:: Aim of the exercise ::
Please find all lines in the data that hold the string "TypeScript" and copy them.

:: Data ::
----

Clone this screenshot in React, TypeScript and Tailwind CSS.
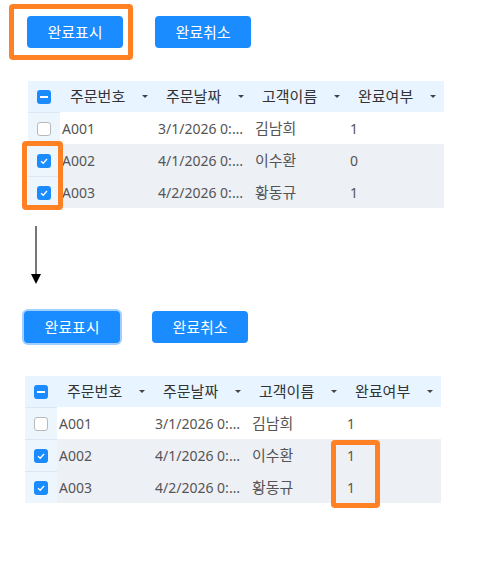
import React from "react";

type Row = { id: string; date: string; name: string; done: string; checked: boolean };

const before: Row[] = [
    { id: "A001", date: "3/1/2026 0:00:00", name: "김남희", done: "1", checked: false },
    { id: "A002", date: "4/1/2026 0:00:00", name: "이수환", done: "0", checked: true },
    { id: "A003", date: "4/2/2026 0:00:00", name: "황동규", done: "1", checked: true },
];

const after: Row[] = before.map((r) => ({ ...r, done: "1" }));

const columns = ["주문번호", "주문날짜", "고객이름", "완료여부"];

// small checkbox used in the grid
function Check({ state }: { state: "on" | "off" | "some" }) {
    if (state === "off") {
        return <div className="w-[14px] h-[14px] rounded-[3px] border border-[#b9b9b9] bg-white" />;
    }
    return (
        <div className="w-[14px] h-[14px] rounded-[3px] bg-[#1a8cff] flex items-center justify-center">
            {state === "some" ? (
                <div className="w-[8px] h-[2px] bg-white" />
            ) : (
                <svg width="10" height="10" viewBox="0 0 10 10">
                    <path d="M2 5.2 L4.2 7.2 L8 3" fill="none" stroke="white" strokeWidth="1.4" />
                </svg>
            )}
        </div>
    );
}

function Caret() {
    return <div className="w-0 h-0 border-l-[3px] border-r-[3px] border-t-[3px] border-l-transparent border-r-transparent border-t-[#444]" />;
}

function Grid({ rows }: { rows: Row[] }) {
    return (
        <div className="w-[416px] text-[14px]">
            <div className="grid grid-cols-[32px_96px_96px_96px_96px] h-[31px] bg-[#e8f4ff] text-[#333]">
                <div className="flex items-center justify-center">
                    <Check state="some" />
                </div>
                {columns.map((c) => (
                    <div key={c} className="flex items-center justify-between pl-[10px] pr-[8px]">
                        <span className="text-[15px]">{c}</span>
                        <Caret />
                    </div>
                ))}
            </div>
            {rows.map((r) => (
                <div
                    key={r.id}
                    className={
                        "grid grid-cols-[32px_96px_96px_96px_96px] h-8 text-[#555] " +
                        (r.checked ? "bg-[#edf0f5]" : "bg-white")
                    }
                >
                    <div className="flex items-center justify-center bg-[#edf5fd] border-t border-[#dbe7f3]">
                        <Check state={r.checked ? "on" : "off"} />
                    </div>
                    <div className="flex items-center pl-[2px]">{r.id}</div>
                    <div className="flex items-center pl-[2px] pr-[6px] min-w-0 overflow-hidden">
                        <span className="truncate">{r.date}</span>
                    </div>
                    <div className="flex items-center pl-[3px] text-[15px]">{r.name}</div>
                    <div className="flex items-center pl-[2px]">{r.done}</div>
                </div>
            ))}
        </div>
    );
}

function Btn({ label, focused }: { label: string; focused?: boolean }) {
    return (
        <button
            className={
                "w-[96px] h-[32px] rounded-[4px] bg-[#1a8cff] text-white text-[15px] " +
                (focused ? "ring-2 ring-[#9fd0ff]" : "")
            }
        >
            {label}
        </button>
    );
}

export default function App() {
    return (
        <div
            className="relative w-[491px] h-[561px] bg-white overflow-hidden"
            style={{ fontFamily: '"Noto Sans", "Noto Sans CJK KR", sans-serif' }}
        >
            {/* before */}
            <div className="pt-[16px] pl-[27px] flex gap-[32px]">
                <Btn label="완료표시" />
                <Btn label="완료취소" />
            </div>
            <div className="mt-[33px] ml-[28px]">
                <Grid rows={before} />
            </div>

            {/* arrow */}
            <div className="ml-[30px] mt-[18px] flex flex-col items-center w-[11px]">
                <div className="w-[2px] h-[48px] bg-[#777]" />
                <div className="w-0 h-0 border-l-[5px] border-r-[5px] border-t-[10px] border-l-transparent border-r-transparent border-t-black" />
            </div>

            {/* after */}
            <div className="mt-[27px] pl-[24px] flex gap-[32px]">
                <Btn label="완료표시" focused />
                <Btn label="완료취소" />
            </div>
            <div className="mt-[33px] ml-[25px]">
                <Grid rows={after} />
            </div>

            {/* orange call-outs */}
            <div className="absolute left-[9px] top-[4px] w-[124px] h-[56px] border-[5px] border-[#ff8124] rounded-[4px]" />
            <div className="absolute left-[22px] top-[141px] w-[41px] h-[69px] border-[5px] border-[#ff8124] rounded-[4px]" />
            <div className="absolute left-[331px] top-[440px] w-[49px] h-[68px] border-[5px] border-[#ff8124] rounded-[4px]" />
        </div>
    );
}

----

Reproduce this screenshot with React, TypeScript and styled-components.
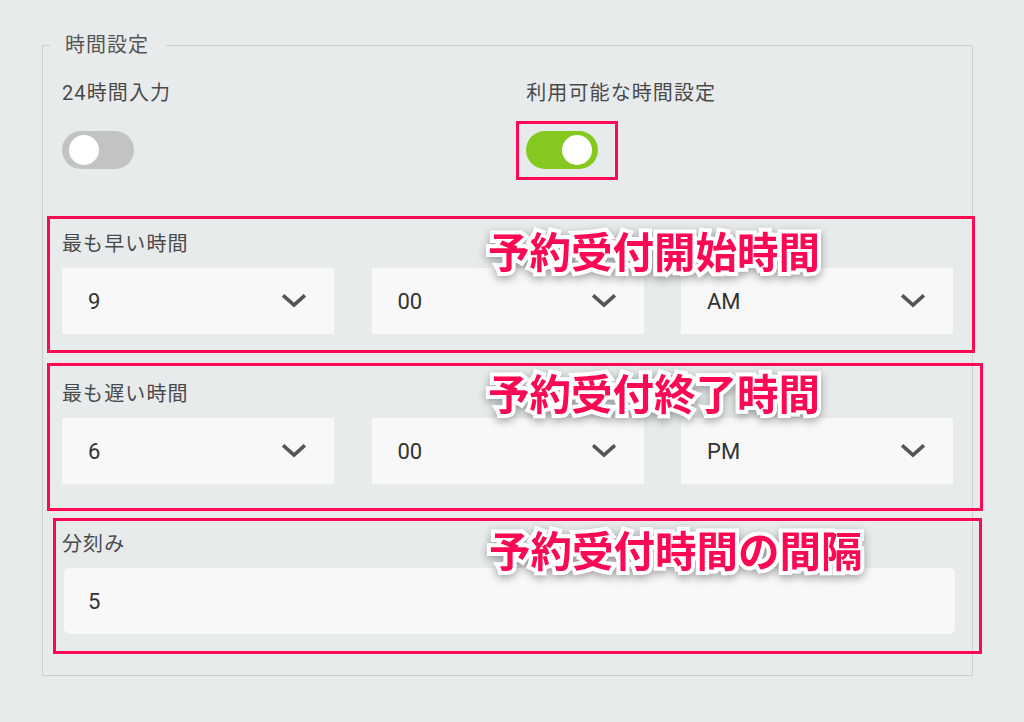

----

:: Correct output ::
Clone this screenshot in React, TypeScript and Tailwind CSS.
Reproduce this screenshot with React, TypeScript and styled-components.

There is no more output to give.